By Tom Ackerman
October 25, 2016
No chief executive of a Fortune 100 company has donated to the candidate who's promised phenomenal economic growth.
"Money is the mother's milk of politics."
It's an old saying that's never been truer than in this election.
But like so many aspects of this campaign, the conventional wisdom about money has been upended by reality.
A reality in which Democrat Hillary Clinton, standard-bearer of the supposed working-class party, has generated donations of more than $600m compared with $430m raised by and for her Republican opponent, plutocrat Donald Trump.
A reality in which Clinton has relied heavily on the deep pockets of billionaire hedge fund managers and banking CEOs; whereas not a single chief executive of a Fortune 100 company has donated to Trump, the candidate who's promised to unleash phenomenal economic growth thanks to his own financial brilliance.
A reality in which polls show Clinton holding a narrow edge among likely voters with household incomes of $100k or more - the top 10 percent.
Another survey found Clinton topping Trump 53 percent to 25 percent among those earning $250,000 or more.
It's a stark shift from 2012, when the financial elite cast 10 percent more votes for Republican Mitt Romney than for Barack Obama.
And a departure from half a century of more high-earner support for the Republican presidential contender than the Democrat.
Betraying their financial interests?
What might account for this class reversal? Not the candidates' differences over taxes.
Trump promises tax cuts for all, but would particularly slash corporate taxes and eliminate the estate tax, which affects only those who inherit about $5m or more ($11m left by a married couple).

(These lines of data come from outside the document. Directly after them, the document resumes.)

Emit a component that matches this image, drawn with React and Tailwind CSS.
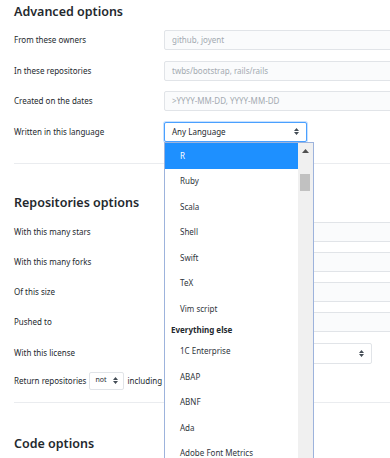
import React from 'react';

const font = { fontFamily: '"Noto Sans", "Open Sans", sans-serif' };

function Arrows() {
  return (
    <svg width="5" height="7" viewBox="0 0 5 7" className="shrink-0">
      <path d="M2.5 0 L5 3 H0 Z M0 4 H5 L2.5 7 Z" fill="#444d56" />
    </svg>
  );
}

function Field({ label, placeholder }) {
  return (
    <div className="flex items-center h-[20px]">
      <div className="w-[150px] shrink-0 text-[8px] text-[#24292e]">{label}</div>
      <div className="w-[300px] shrink-0 h-[20px] rounded-[2px] border border-[#e1e4e8] bg-[#fafbfc] flex items-center px-[7px] text-[8px] text-[#a3aab1]">
        {placeholder}
      </div>
    </div>
  );
}

const languages = ['R', 'Ruby', 'Scala', 'Shell', 'Swift', 'TeX', 'Vim script'];
const others = ['1C Enterprise', 'ABAP', 'ABNF', 'Ada', 'Adobe Font Metrics'];

function LanguageMenu() {
  return (
    <div className="absolute left-[164px] top-[142px] w-[150px] h-[330px] bg-white border border-[#9db3dc] flex">
      <div className="flex-1 flex flex-col">
        {languages.map((lang, i) => (
          <div
            key={lang}
            className={
              i === 0
                ? 'h-[25.5px] shrink-0 flex items-center pl-[15px] text-[8px] bg-[#1e90ff] text-white'
                : 'h-[25.5px] shrink-0 flex items-center pl-[15px] text-[8px] text-[#2f363d]'
            }
          >
            {lang}
          </div>
        ))}
        <div className="h-[17px] shrink-0 flex items-center pl-[6px] text-[8px] font-bold text-[#24292e]">Everything else</div>
        {others.map((lang) => (
          <div key={lang} className="h-[25.5px] shrink-0 flex items-center pl-[15px] text-[8px] text-[#2f363d]">
            {lang}
          </div>
        ))}
      </div>
      <div className="w-[15px] shrink-0 bg-[#f0f0f0] relative">
        <svg width="7" height="4" viewBox="0 0 7 4" className="absolute left-[4px] top-[6px]">
          <path d="M3.5 0 L7 4 H0 Z" fill="#505050" />
        </svg>
        <div className="absolute left-[2px] top-[31px] w-[10px] h-[17px] bg-[#c1c1c1]" />
      </div>
    </div>
  );
}

export default function App() {
  return (
    <div className="relative w-[390px] h-[458px] overflow-hidden bg-white" style={font}>
      <div className="pl-[14px]">
        <h2 className="h-[24px] leading-[24px] text-[12.5px] font-semibold text-[#24292e]">Advanced options</h2>
        <div className="mt-[6px] flex flex-col gap-[10.5px]">
          <Field label="From these owners" placeholder="github, joyent" />
          <Field label="In these repositories" placeholder="twbs/bootstrap, rails/rails" />
          <Field label="Created on the dates" placeholder=">YYYY-MM-DD, YYYY-MM-DD" />
          <div className="flex items-center h-[20px]">
            <div className="w-[150px] shrink-0 text-[8px] text-[#24292e]">Written in this language</div>
            <div className="w-[143px] h-[20px] rounded-[2px] border border-[#4aa0ff] shadow-[0_0_0_1px_#c8e1ff] bg-white flex items-center justify-between px-[7px] text-[8px] text-[#24292e]">
              Any Language
              <Arrows />
            </div>
          </div>
        </div>

        <div className="mt-[21px] border-t border-[#eaecef]" />

        <h2 className="mt-[27px] h-[24px] leading-[24px] text-[12.5px] font-semibold text-[#24292e]">Repositories options</h2>
        <div className="mt-[7px] flex flex-col gap-[10.3px]">
          <Field label="With this many stars" placeholder="" />
          <Field label="With this many forks" placeholder="" />
          <Field label="Of this size" placeholder="" />
          <Field label="Pushed to" placeholder="" />
          <div className="flex items-center h-[21px]">
            <div className="w-[150px] shrink-0 text-[8px] text-[#24292e]">With this license</div>
            <div className="w-[208px] h-[21px] rounded-[2px] border border-[#e1e4e8] bg-white flex items-center justify-end px-[7px]">
              <Arrows />
            </div>
          </div>
        </div>
        <div className="mt-[8px] flex items-center h-[18px] text-[8px] text-[#24292e]">
          <span>Return repositories</span>
          <div className="ml-[3px] w-[35px] h-[18px] rounded-[2px] border border-[#e1e4e8] bg-white flex items-center justify-between pl-[5px] pr-[5px] text-[7px]">
            not
            <Arrows />
          </div>
          <span className="ml-[3px]">including</span>
        </div>

        <div className="mt-[12px] border-t border-[#eaecef]" />

        <h2 className="mt-[29px] h-[24px] leading-[24px] text-[12.5px] font-semibold text-[#24292e]">Code options</h2>
      </div>
      <LanguageMenu />
    </div>
  );
}
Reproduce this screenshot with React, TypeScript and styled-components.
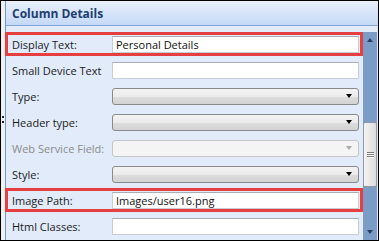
import React from "react";
import styled, { createGlobalStyle } from "styled-components";

const Global = createGlobalStyle`
  html, body { margin: 0; padding: 0; background: #fff; }
  * { box-sizing: border-box; }
`;

const Frame = styled.div`
  width: 379px;
  height: 241px;
  border: 1px solid #000;
  display: flex;
  background: #f0f0f0;
  font-family: "Open Sans", "Noto Sans", sans-serif;
  overflow: hidden;
`;

const Grip = styled.div`
  width: 4px;
  display: flex;
  flex-direction: column;
  align-items: center;
  justify-content: center;
`;

const GripDots = styled.div`
  margin-top: -2px;
  display: flex;
  flex-direction: column;
  gap: 3px;
  span {
    width: 2px;
    height: 2px;
    background: #222;
  }
`;

const Panel = styled.div`
  flex: 1;
  display: flex;
  flex-direction: column;
  border-left: 1px solid #7396c8;
  background: #e1ebf9;
`;

const Header = styled.div`
  height: 25px;
  flex: none;
  background: linear-gradient(#e9f1fc, #c4d9f6);
  border-bottom: 1px solid #7fa5db;
  display: flex;
  align-items: center;
  padding-left: 6px;
  font-weight: 700;
  font-size: 12px;
  color: #1e3d72;
`;

const Body = styled.div`
  flex: 1;
  display: flex;
  padding-top: 6px;
  min-height: 0;
`;

const Form = styled.div`
  flex: 1;
  display: flex;
  flex-direction: column;
  gap: 2px;
  margin-left: -1px;
`;

const Row = styled.div<{ $hl?: boolean }>`
  height: 24px;
  display: flex;
  align-items: center;
  padding: 0 1px 0 4px;
  border: 3px solid ${(p) => (p.$hl ? "#e5403f" : "transparent")};
  position: relative;
  &::before {
    content: "";
    display: ${(p) => (p.$hl ? "none" : "block")};
    position: absolute;
    left: -3px;
    top: -3px;
    bottom: -3px;
    width: 1px;
    background: #7396c8;
  }
`;

const Label = styled.div<{ $disabled?: boolean }>`
  width: 100px;
  flex: none;
  font-size: 11px;
  color: ${(p) => (p.$disabled ? "#8c8c8c" : "#1b1b1b")};
  white-space: nowrap;
`;

const TextBox = styled.div`
  flex: 1;
  height: 17px;
  background: #fff;
  border: 1px solid #c9ced6;
  border-top-color: #a9adb4;
  font-size: 11px;
  color: #111;
  padding-left: 3px;
  line-height: 15px;
  white-space: nowrap;
`;

const Combo = styled.div<{ $disabled?: boolean }>`
  flex: 1;
  height: 17px;
  border: 1px solid ${(p) => (p.$disabled ? "#c2c6ca" : "#8a8a8a")};
  border-radius: 3px;
  background: ${(p) =>
    p.$disabled
      ? "#f4f4f4"
      : "linear-gradient(#f3f3f3 0%, #ebebeb 50%, #dddddd 51%, #d3d3d3 100%)"};
  display: flex;
  align-items: center;
  justify-content: flex-end;
  padding-right: 6px;
`;

const Arrow = styled.span<{ $disabled?: boolean }>`
  width: 0;
  height: 0;
  border-left: 3.5px solid transparent;
  border-right: 3.5px solid transparent;
  border-top: 4px solid ${(p) => (p.$disabled ? "#a9a9a9" : "#000")};
`;

const Scroll = styled.div`
  width: 14px;
  flex: none;
  background: #7c9cc8;
  display: flex;
  flex-direction: column;
  align-items: center;
  margin-right: 1px;
`;

const ScrollArrow = styled.div<{ $down?: boolean }>`
  height: 16px;
  width: 100%;
  display: flex;
  align-items: center;
  justify-content: center;
  span {
    width: 0;
    height: 0;
    border-left: 3.5px solid transparent;
    border-right: 3.5px solid transparent;
    ${(p) =>
      p.$down
        ? "border-top: 4px solid #2a3e5c;"
        : "border-bottom: 4px solid #2a3e5c;"}
  }
`;

const Track = styled.div`
  flex: 1;
  width: 100%;
  display: flex;
  flex-direction: column;
  padding-top: 74px;
`;

const Thumb = styled.div`
  height: 65px;
  width: 14px;
  border: 1px solid #8f98a3;
  border-radius: 2px;
  background: linear-gradient(90deg, #f4f4f4, #dcdcdc);
  display: flex;
  flex-direction: column;
  align-items: center;
  justify-content: center;
  gap: 1px;
  span {
    width: 7px;
    height: 1px;
    background: #7a7a7a;
    box-shadow: 0 1px 0 #fff;
  }
`;

export default function App() {
  return (
    <>
      <Global />
      <Frame>
        <Grip>
          <GripDots>
            <span />
            <span />
          </GripDots>
        </Grip>
        <Panel>
          <Header>Column Details</Header>
          <Body>
            <Form>
              <Row $hl>
                <Label>Display Text:</Label>
                <TextBox>Personal Details</TextBox>
              </Row>
              <Row>
                <Label>Small Device Text</Label>
                <TextBox />
              </Row>
              <Row>
                <Label>Type:</Label>
                <Combo>
                  <Arrow />
                </Combo>
              </Row>
              <Row>
                <Label>Header type:</Label>
                <Combo>
                  <Arrow />
                </Combo>
              </Row>
              <Row>
                <Label $disabled>Web Service Field:</Label>
                <Combo $disabled>
                  <Arrow $disabled />
                </Combo>
              </Row>
              <Row>
                <Label>Style:</Label>
                <Combo>
                  <Arrow />
                </Combo>
              </Row>
              <Row $hl>
                <Label>Image Path:</Label>
                <TextBox>Images/user16.png</TextBox>
              </Row>
              <Row>
                <Label>Html Classes:</Label>
                <TextBox />
              </Row>
            </Form>
            <Scroll>
              <ScrollArrow>
                <span />
              </ScrollArrow>
              <Track>
                <Thumb>
                  <span />
                  <span />
                  <span />
                </Thumb>
              </Track>
              <ScrollArrow $down>
                <span />
              </ScrollArrow>
            </Scroll>
          </Body>
        </Panel>
      </Frame>
    </>
  );
}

Clinton, on the other hand, would raise taxes on high-income filers, repeal tax incentives for fossil fuel companies and increase estate and gift taxes.
So are the wealthy who favour Clinton betraying their own financial interests?
Not necessarily.
Stephen Kraus of the Ipsos Affluent Survey told the New York Times:
"The affluent vote seems to be more about the concerns over Donald Trump than the enthusiasm for Clinton."
Political paradox
The forecasting firm Oxford Economics looked at the candidates' agendas and concluded that if Trump put through all his policies the economy would invite another recession, losing $1 trillion and 4 million jobs within five years.
Under Clinton's proposals economic growth would still be sluggish but more jobs would be created, according to the same report.
But beyond her ability to compete against a billionaire for the votes of the wealthy lies a political paradox.
It was Bernie Sanders who, notwithstanding his current support for her, explained what set the two apart during their hard-fought Democratic primary race.
"Our campaign," he said, "is funded by the people. To a significant degree, her campaign is funded by Wall Street and big money interests."
In fact, at least half the money raised by her and super-PACs that support Clinton has come in large sums.
Facebook co-founder and billionaire Dustin Moskovitz and his wife just pledged $20m to campaign groups supporting her.
It's a donation that would have been illegal until the US Supreme Court opened the floodgates by allowing individuals and corporations to make unlimited contributions to political groups so long as they are not directly coordinated with a candidate.
Yet among Clinton's campaign pledges, she promises to fight for a constitutional amendment that would overturn the court's ruling.
If she succeeds, the wide-open spigots wouldn't be shut off but the mother's milk of politics that have nurtured her so well might not flow quite so freely.